Extending D's support for object-oriented design with private(this)

NotYouAgain NotYouAgain at gmail.com
Fri Apr 26 23:42:48 UTC 2024


On Friday, 26 April 2024 at 16:38:54 UTC, Steven Schveighoffer 
wrote:
> ..
> ...
> 1. unittests being able to examine/manipulate private data is 
> *expected* and *desired*. How else do you plan to validate 
> things are happening properly without having to expose more 
> public functions than necessary? I'd expect a line such as 
> `assert(c._count == 0);` to be a valid line in a unittest.
> 2. unittests generally are placed close to the things they 
> test, and in fact are required to do so for documented 
> unittests. This means they will be inside the class, and still 
> have access to `private(this)` data.
>
> I don't find the arguments compelling enough to make this new 
> feature. An entire module is as examinable as an entire class 
> definition. It's already open in your editor even.
>
> -Steve

I don't agree with any of those propositions.

What value is there in allowing 'c._count == 0;' to be a valid 
part of a unittest when the class design implicitely (cause there 
is no explicit attribute available) makes c a private member to 
only be accessed through a public method?

You say 'An entire module is as examinable as an entire class 
definition.' - I say, that is exactly the problem that 
'private(this)' can fix!

i.e. I want the class definition to be the class definition, and 
not the module definition to be the class definition.

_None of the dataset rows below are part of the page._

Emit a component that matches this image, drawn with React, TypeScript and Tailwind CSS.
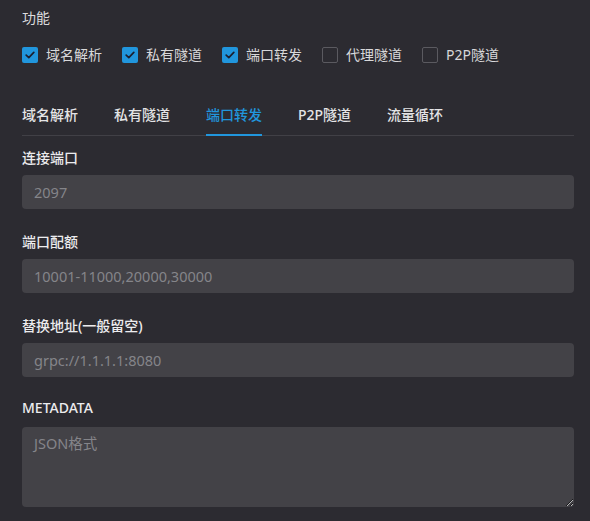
import { useState } from "react";

const features = [
  { label: "域名解析", checked: true },
  { label: "私有隧道", checked: true },
  { label: "端口转发", checked: true },
  { label: "代理隧道", checked: false },
  { label: "P2P隧道", checked: false },
];

const tabs = ["域名解析", "私有隧道", "端口转发", "P2P隧道", "流量循环"];

const fields = [
  { label: "连接端口", placeholder: "2097" },
  { label: "端口配额", placeholder: "10001-11000,20000,30000" },
  { label: "替换地址(一般留空)", placeholder: "grpc://1.1.1.1:8080" },
];

const Checkbox = ({ checked, label, onToggle }: { checked: boolean; label: string; onToggle: () => void }) => (
  <button type="button" onClick={onToggle} className="flex items-center h-5 mr-5">
    {checked ? (
      <span className="w-4 h-4 rounded-[2px] bg-[#2196dd] flex items-center justify-center">
        <svg width="10" height="8" viewBox="0 0 10 8" fill="none">
          <path d="M1.2 4.2L3.8 6.6L8.8 1.4" stroke="#1c2030" strokeWidth="1.7" strokeLinecap="round" strokeLinejoin="round" />
        </svg>
      </span>
    ) : (
      <span className="w-4 h-4 rounded-[2px] border border-[#5b5a60]" />
    )}
    <span className="ml-2 text-sm leading-5 text-[#d8d8da]">{label}</span>
  </button>
);

const App = () => {
  const [checks, setChecks] = useState(features.map((f) => f.checked));
  const [active, setActive] = useState(2);

  return (
    <div
      className="w-[590px] h-[521px] bg-[#2c2b31] pl-[22px] pr-4 overflow-hidden"
      style={{ fontFamily: '"Noto Sans", "Noto Sans CJK SC", sans-serif' }}
    >
      <div className="pt-2 h-7 text-sm leading-5 text-[#dcdcde]">功能</div>

      <div className="mt-[17px] flex items-center">
        {features.map((f, i) => (
          <Checkbox
            key={f.label}
            label={f.label}
            checked={checks[i]}
            onToggle={() => setChecks(checks.map((c, j) => (j === i ? !c : c)))}
          />
        ))}
      </div>

      <div className="mt-[40px] flex gap-9 border-b border-[#414046]">
        {tabs.map((t, i) => (
          <button
            key={t}
            type="button"
            onClick={() => setActive(i)}
            className={
              i === active
                ? "-mb-px pb-[9px] text-sm leading-5 font-medium text-[#2196dd] border-b-2 border-[#2196dd]"
                : "-mb-px pb-[9px] text-sm leading-5 font-medium text-[#e4e4e6] border-b-2 border-transparent"
            }
          >
            {t}
          </button>
        ))}
      </div>

      <div className="mt-[12px]">
        {fields.map((f, i) => (
          <div key={f.label} className={i === fields.length - 1 ? "mb-[21px]" : "mb-[23px]"}>
            <div className="h-5 text-sm leading-5 font-medium text-[#ececee]">{f.label}</div>
            <input
              placeholder={f.placeholder}
              className="mt-[7px] w-full h-[34px] rounded bg-[#434247] px-3 text-[14.5px] text-[#d0d0d0] placeholder:text-[#85858a] outline-none"
            />
          </div>
        ))}
        <div>
          <div className="h-5 text-sm leading-5 font-medium text-[#ececee]">METADATA</div>
          <textarea
            placeholder="JSON格式"
            className="mt-[9px] block w-full h-[80px] rounded bg-[#434247] px-3 py-[6px] text-[14.5px] text-[#d0d0d0] placeholder:text-[#85858a] outline-none"
          />
        </div>
      </div>
    </div>
  );
};

export default App;
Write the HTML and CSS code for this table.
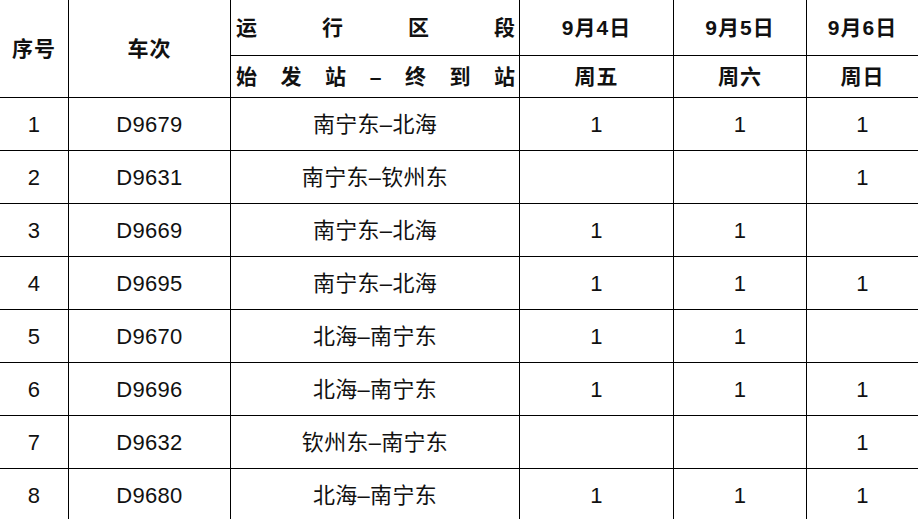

At the moment, a class definition inside a module that contains 
other code in the same module, is about as useful as: int foo(T* 
p); "Is p an array? is foo() going to mutate what it points to? 
Is foo() going to free() it? How would I know without reading the 
implementation?" - Walter Bright.

It also makes the unittest in a module, an unreliable tool for 
testing - as you cannot rely upon the unittest to test what you 
think it should be testing.

Only in D, can a class definition mean something completely 
different when there is other code nearby. I'm not aware of any 
other language where the same applies.

It's worse than C++ friends. It's friendship galore... there is 
no way to control it inside a module, making classes difficult to 
reason about without taking into account all other code in the 
module. And using unittests in the same module as the class, as a 
tool for design verification tool, is just pointless - and prone 
to errors, as I've demonstrated - since the compiler cannot 
reason about the class intent either.

D is different to many well known languages, in that it stems 
from pragmatism more than theory. But ignoring type theory has 
consequences.

How can you reason about a class type, when that type has no 
means to control its own borders? Those borders are just as 
important 'inside' the module, as they are outside the module. 
This I think, is where any disagreement applies. All I'm asking 
for, is the tool to create those borders for use 'inside' the 
module.

You see it as a 'new' feature' I see it as a feature that should 
already be there.

There are clear benefits that arise from such a tool, as I've 
begun to demonstrate.

If you're saying these benefits are not real, I have to disagree.